● **AIM OF THE TASK**:
Copy out the data below as written; omit any images.

● **PROVIDED DATA**:
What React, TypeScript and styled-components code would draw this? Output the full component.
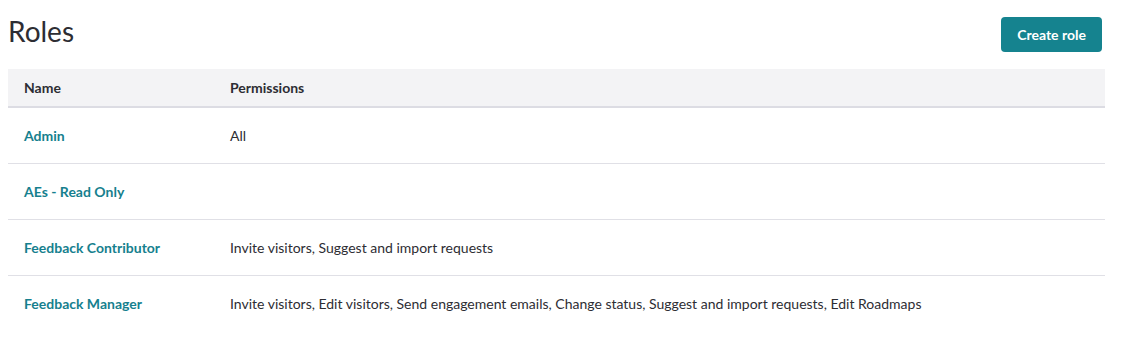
import React from 'react'
import styled, { createGlobalStyle } from 'styled-components'

interface IRole {
  name: string
  permissions: string
}

const roles: IRole[] = [
  { name: 'Admin', permissions: 'All' },
  { name: 'AEs - Read Only', permissions: '' },
  { name: 'Feedback Contributor', permissions: 'Invite visitors, Suggest and import requests' },
  {
    name: 'Feedback Manager',
    permissions:
      'Invite visitors, Edit visitors, Send engagement emails, Change status, Suggest and import requests, Edit Roadmaps',
  },
]

export default function App(): JSX.Element {
  return (
    <>
      <GlobalStyle />
      <Style.Page>
        <Style.Header>
          <Style.Title>Roles</Style.Title>
          <Style.Button type="button">Create role</Style.Button>
        </Style.Header>
        <Style.Table>
          <thead>
            <tr>
              <Style.Th>Name</Style.Th>
              <Style.Th>Permissions</Style.Th>
            </tr>
          </thead>
          <tbody>
            {roles.map((role, i) => (
              <Style.Row key={role.name} $last={i === roles.length - 1}>
                <Style.NameCell>
                  <Style.Link href="#">{role.name}</Style.Link>
                </Style.NameCell>
                <Style.Td>{role.permissions}</Style.Td>
              </Style.Row>
            ))}
          </tbody>
        </Style.Table>
      </Style.Page>
    </>
  )
}

const GlobalStyle = createGlobalStyle`
  body {
    margin: 0;
    background: #ffffff;
    font-family: Lato, "Liberation Sans", sans-serif;
    color: #2d2d33;
  }
`

const Style = {
  Page: styled.div`
    padding: 17px 21px 0 8px;
  `,
  Header: styled.div`
    display: flex;
    align-items: center;
    justify-content: space-between;
    height: 35px;
    margin-bottom: 17px;
  `,
  Title: styled.h1`
    margin: 0;
    padding-bottom: 8px;
    font-size: 28px;
    font-weight: 400;
    color: #2d2d33;
  `,
  Button: styled.button`
    height: 35px;
    padding: 0 16px;
    margin-right: 3px;
    border: none;
    border-radius: 4px;
    background-color: #15838f;
    color: #ffffff;
    font-family: inherit;
    font-size: 14px;
    font-weight: 700;
    cursor: pointer;
  `,
  Table: styled.table`
    width: 100%;
    border-collapse: collapse;
    font-size: 14px;
  `,
  Th: styled.th`
    height: 37px;
    padding: 0 16px;
    text-align: left;
    font-weight: 700;
    color: #2d2d33;
    background-color: #f3f3f5;
    border-bottom: 2px solid #dcdce3;
    &:first-child {
      width: 174px;
    }
  `,
  Row: styled.tr<{ $last: boolean }>`
    height: 56px;
    border-bottom: ${({ $last }) => ($last ? 'none' : '1px solid #e0e0e6')};
  `,
  NameCell: styled.td`
    padding: 0 16px;
  `,
  Td: styled.td`
    padding: 0 16px;
    color: #2d2d33;
  `,
  Link: styled.a`
    color: #16808e;
    font-weight: 700;
    text-decoration: none;
  `,
}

● **OUTPUT FOR THIS TASK**:
What React, TypeScript and styled-components code would draw this? Output the full component.
import React from 'react'
import styled, { createGlobalStyle } from 'styled-components'

interface IRole {
  name: string
  permissions: string
}

const roles: IRole[] = [
  { name: 'Admin', permissions: 'All' },
  { name: 'AEs - Read Only', permissions: '' },
  { name: 'Feedback Contributor', permissions: 'Invite visitors, Suggest and import requests' },
  {
    name: 'Feedback Manager',
    permissions:
      'Invite visitors, Edit visitors, Send engagement emails, Change status, Suggest and import requests, Edit Roadmaps',
  },
]

export default function App(): JSX.Element {
  return (
    <>
      <GlobalStyle />
      <Style.Page>
        <Style.Header>
          <Style.Title>Roles</Style.Title>
          <Style.Button type="button">Create role</Style.Button>
        </Style.Header>
        <Style.Table>
          <thead>
            <tr>
              <Style.Th>Name</Style.Th>
              <Style.Th>Permissions</Style.Th>
            </tr>
          </thead>
          <tbody>
            {roles.map((role, i) => (
              <Style.Row key={role.name} $last={i === roles.length - 1}>
                <Style.NameCell>
                  <Style.Link href="#">{role.name}</Style.Link>
                </Style.NameCell>
                <Style.Td>{role.permissions}</Style.Td>
              </Style.Row>
            ))}
          </tbody>
        </Style.Table>
      </Style.Page>
    </>
  )
}

const GlobalStyle = createGlobalStyle`
  body {
    margin: 0;
    background: #ffffff;
    font-family: Lato, "Liberation Sans", sans-serif;
    color: #2d2d33;
  }
`

const Style = {
  Page: styled.div`
    padding: 17px 21px 0 8px;
  `,
  Header: styled.div`
    display: flex;
    align-items: center;
    justify-content: space-between;
    height: 35px;
    margin-bottom: 17px;
  `,
  Title: styled.h1`
    margin: 0;
    padding-bottom: 8px;
    font-size: 28px;
    font-weight: 400;
    color: #2d2d33;
  `,
  Button: styled.button`
    height: 35px;
    padding: 0 16px;
    margin-right: 3px;
    border: none;
    border-radius: 4px;
    background-color: #15838f;
    color: #ffffff;
    font-family: inherit;
    font-size: 14px;
    font-weight: 700;
    cursor: pointer;
  `,
  Table: styled.table`
    width: 100%;
    border-collapse: collapse;
    font-size: 14px;
  `,
  Th: styled.th`
    height: 37px;
    padding: 0 16px;
    text-align: left;
    font-weight: 700;
    color: #2d2d33;
    background-color: #f3f3f5;
    border-bottom: 2px solid #dcdce3;
    &:first-child {
      width: 174px;
    }
  `,
  Row: styled.tr<{ $last: boolean }>`
    height: 56px;
    border-bottom: ${({ $last }) => ($last ? 'none' : '1px solid #e0e0e6')};
  `,
  NameCell: styled.td`
    padding: 0 16px;
  `,
  Td: styled.td`
    padding: 0 16px;
    color: #2d2d33;
  `,
  Link: styled.a`
    color: #16808e;
    font-weight: 700;
    text-decoration: none;
  `,
}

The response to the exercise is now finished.